**STORED ROWS:**
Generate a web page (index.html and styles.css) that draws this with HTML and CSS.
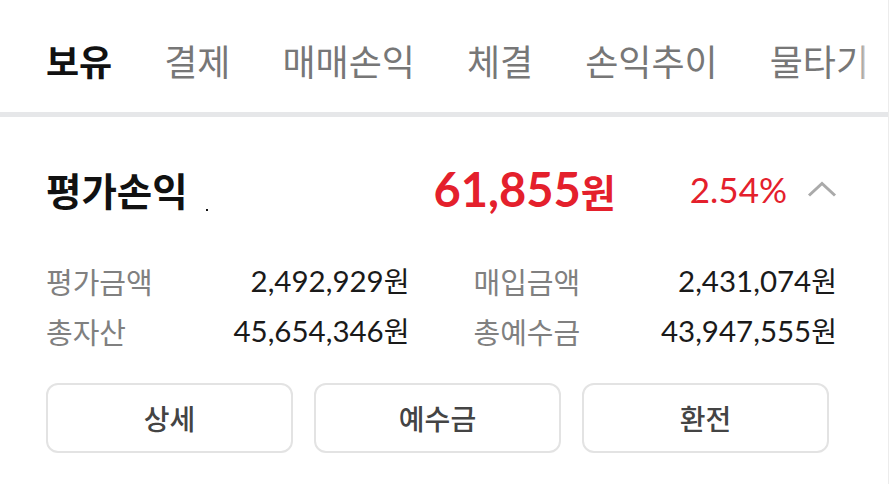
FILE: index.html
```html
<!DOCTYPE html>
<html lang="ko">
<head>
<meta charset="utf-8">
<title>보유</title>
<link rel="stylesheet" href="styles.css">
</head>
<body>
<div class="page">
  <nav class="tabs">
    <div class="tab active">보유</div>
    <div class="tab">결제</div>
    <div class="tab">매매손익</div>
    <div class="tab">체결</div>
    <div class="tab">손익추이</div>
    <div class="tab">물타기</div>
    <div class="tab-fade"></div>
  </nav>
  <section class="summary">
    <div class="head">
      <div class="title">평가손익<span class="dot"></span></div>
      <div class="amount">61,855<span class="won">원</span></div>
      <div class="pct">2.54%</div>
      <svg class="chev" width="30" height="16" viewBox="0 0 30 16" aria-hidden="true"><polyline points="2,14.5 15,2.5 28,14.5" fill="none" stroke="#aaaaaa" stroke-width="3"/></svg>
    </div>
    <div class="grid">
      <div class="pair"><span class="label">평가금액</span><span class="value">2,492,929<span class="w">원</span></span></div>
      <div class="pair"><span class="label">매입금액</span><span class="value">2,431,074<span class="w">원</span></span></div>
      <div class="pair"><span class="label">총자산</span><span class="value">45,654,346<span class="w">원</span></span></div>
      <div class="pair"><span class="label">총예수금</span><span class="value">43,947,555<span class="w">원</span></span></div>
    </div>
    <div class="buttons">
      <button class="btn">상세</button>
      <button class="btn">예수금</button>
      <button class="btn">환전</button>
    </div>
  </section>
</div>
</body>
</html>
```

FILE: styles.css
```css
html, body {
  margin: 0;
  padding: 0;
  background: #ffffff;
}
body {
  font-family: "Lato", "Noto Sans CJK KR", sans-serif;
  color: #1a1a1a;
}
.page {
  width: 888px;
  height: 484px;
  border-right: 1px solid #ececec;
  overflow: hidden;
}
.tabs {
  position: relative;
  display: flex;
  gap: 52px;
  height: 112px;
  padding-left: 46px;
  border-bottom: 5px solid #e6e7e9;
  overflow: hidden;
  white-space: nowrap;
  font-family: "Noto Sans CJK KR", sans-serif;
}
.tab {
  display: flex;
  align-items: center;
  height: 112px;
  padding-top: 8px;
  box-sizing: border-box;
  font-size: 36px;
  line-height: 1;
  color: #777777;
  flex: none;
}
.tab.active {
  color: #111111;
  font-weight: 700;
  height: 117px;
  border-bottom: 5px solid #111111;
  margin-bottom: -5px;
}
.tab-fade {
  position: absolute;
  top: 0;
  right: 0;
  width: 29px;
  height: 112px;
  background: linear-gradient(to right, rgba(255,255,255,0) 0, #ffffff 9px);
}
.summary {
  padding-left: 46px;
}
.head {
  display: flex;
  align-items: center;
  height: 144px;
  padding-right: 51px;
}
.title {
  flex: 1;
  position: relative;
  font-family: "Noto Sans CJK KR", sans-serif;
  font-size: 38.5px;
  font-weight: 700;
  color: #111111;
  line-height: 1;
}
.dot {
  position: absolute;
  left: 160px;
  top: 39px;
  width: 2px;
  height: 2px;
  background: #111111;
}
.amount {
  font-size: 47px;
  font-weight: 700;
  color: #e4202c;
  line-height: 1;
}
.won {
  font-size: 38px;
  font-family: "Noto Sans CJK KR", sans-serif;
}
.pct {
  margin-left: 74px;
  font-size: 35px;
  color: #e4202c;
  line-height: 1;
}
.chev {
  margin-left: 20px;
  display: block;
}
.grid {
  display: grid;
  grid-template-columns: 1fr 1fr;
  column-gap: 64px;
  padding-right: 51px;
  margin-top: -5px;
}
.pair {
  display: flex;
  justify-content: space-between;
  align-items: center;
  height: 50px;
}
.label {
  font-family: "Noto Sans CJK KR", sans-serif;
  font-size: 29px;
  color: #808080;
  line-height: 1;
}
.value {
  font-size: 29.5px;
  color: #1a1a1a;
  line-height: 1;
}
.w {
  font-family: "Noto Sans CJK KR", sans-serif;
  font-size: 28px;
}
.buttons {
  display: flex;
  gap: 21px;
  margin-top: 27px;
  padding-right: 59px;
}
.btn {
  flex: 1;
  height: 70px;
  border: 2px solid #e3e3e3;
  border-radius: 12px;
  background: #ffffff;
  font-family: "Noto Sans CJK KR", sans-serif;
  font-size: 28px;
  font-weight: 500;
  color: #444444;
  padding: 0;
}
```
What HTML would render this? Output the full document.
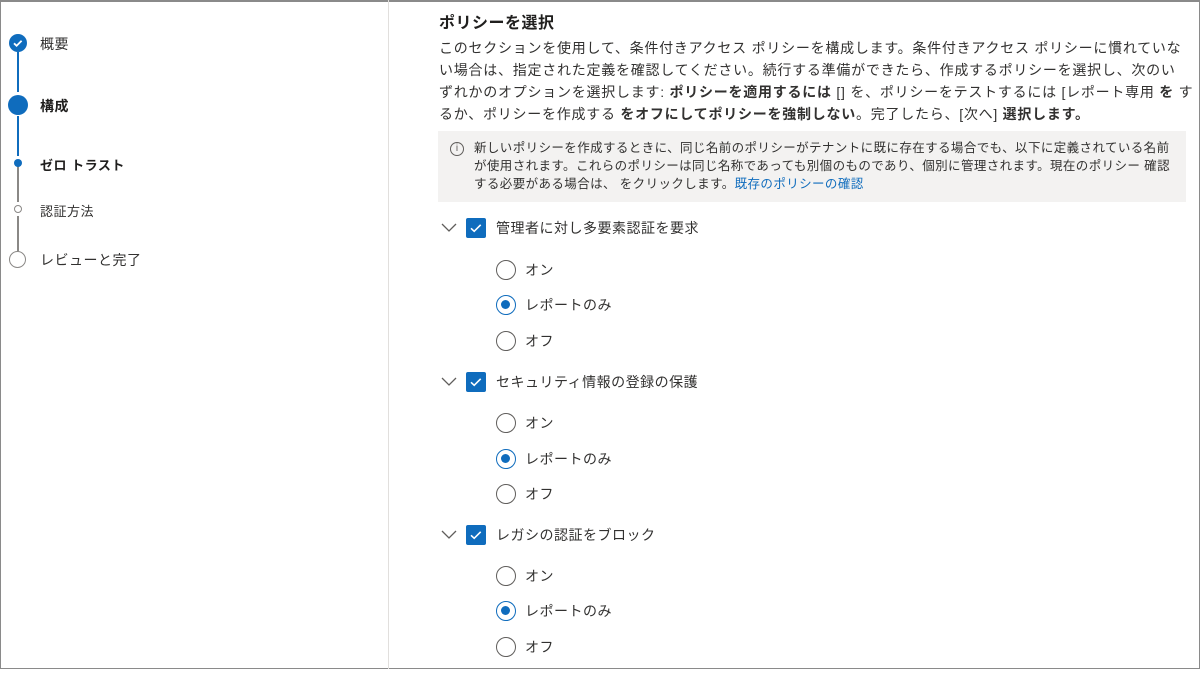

**GOAL OF THE EXERCISE:** Omit the pictures, then output the rest of the listing exactly.

**WRITTEN SOLUTION:**
Generate a web page (index.html and styles.css) that draws this with HTML and CSS.
FILE: index.html
```html
<!DOCTYPE html>
<html lang="ko">
<head>
<meta charset="utf-8">
<title>보유</title>
<link rel="stylesheet" href="styles.css">
</head>
<body>
<div class="page">
  <nav class="tabs">
    <div class="tab active">보유</div>
    <div class="tab">결제</div>
    <div class="tab">매매손익</div>
    <div class="tab">체결</div>
    <div class="tab">손익추이</div>
    <div class="tab">물타기</div>
    <div class="tab-fade"></div>
  </nav>
  <section class="summary">
    <div class="head">
      <div class="title">평가손익<span class="dot"></span></div>
      <div class="amount">61,855<span class="won">원</span></div>
      <div class="pct">2.54%</div>
      <svg class="chev" width="30" height="16" viewBox="0 0 30 16" aria-hidden="true"><polyline points="2,14.5 15,2.5 28,14.5" fill="none" stroke="#aaaaaa" stroke-width="3"/></svg>
    </div>
    <div class="grid">
      <div class="pair"><span class="label">평가금액</span><span class="value">2,492,929<span class="w">원</span></span></div>
      <div class="pair"><span class="label">매입금액</span><span class="value">2,431,074<span class="w">원</span></span></div>
      <div class="pair"><span class="label">총자산</span><span class="value">45,654,346<span class="w">원</span></span></div>
      <div class="pair"><span class="label">총예수금</span><span class="value">43,947,555<span class="w">원</span></span></div>
    </div>
    <div class="buttons">
      <button class="btn">상세</button>
      <button class="btn">예수금</button>
      <button class="btn">환전</button>
    </div>
  </section>
</div>
</body>
</html>
```

FILE: styles.css
```css
html, body {
  margin: 0;
  padding: 0;
  background: #ffffff;
}
body {
  font-family: "Lato", "Noto Sans CJK KR", sans-serif;
  color: #1a1a1a;
}
.page {
  width: 888px;
  height: 484px;
  border-right: 1px solid #ececec;
  overflow: hidden;
}
.tabs {
  position: relative;
  display: flex;
  gap: 52px;
  height: 112px;
  padding-left: 46px;
  border-bottom: 5px solid #e6e7e9;
  overflow: hidden;
  white-space: nowrap;
  font-family: "Noto Sans CJK KR", sans-serif;
}
.tab {
  display: flex;
  align-items: center;
  height: 112px;
  padding-top: 8px;
  box-sizing: border-box;
  font-size: 36px;
  line-height: 1;
  color: #777777;
  flex: none;
}
.tab.active {
  color: #111111;
  font-weight: 700;
  height: 117px;
  border-bottom: 5px solid #111111;
  margin-bottom: -5px;
}
.tab-fade {
  position: absolute;
  top: 0;
  right: 0;
  width: 29px;
  height: 112px;
  background: linear-gradient(to right, rgba(255,255,255,0) 0, #ffffff 9px);
}
.summary {
  padding-left: 46px;
}
.head {
  display: flex;
  align-items: center;
  height: 144px;
  padding-right: 51px;
}
.title {
  flex: 1;
  position: relative;
  font-family: "Noto Sans CJK KR", sans-serif;
  font-size: 38.5px;
  font-weight: 700;
  color: #111111;
  line-height: 1;
}
.dot {
  position: absolute;
  left: 160px;
  top: 39px;
  width: 2px;
  height: 2px;
  background: #111111;
}
.amount {
  font-size: 47px;
  font-weight: 700;
  color: #e4202c;
  line-height: 1;
}
.won {
  font-size: 38px;
  font-family: "Noto Sans CJK KR", sans-serif;
}
.pct {
  margin-left: 74px;
  font-size: 35px;
  color: #e4202c;
  line-height: 1;
}
.chev {
  margin-left: 20px;
  display: block;
}
.grid {
  display: grid;
  grid-template-columns: 1fr 1fr;
  column-gap: 64px;
  padding-right: 51px;
  margin-top: -5px;
}
.pair {
  display: flex;
  justify-content: space-between;
  align-items: center;
  height: 50px;
}
.label {
  font-family: "Noto Sans CJK KR", sans-serif;
  font-size: 29px;
  color: #808080;
  line-height: 1;
}
.value {
  font-size: 29.5px;
  color: #1a1a1a;
  line-height: 1;
}
.w {
  font-family: "Noto Sans CJK KR", sans-serif;
  font-size: 28px;
}
.buttons {
  display: flex;
  gap: 21px;
  margin-top: 27px;
  padding-right: 59px;
}
.btn {
  flex: 1;
  height: 70px;
  border: 2px solid #e3e3e3;
  border-radius: 12px;
  background: #ffffff;
  font-family: "Noto Sans CJK KR", sans-serif;
  font-size: 28px;
  font-weight: 500;
  color: #444444;
  padding: 0;
}
```
What HTML would render this? Output the full document.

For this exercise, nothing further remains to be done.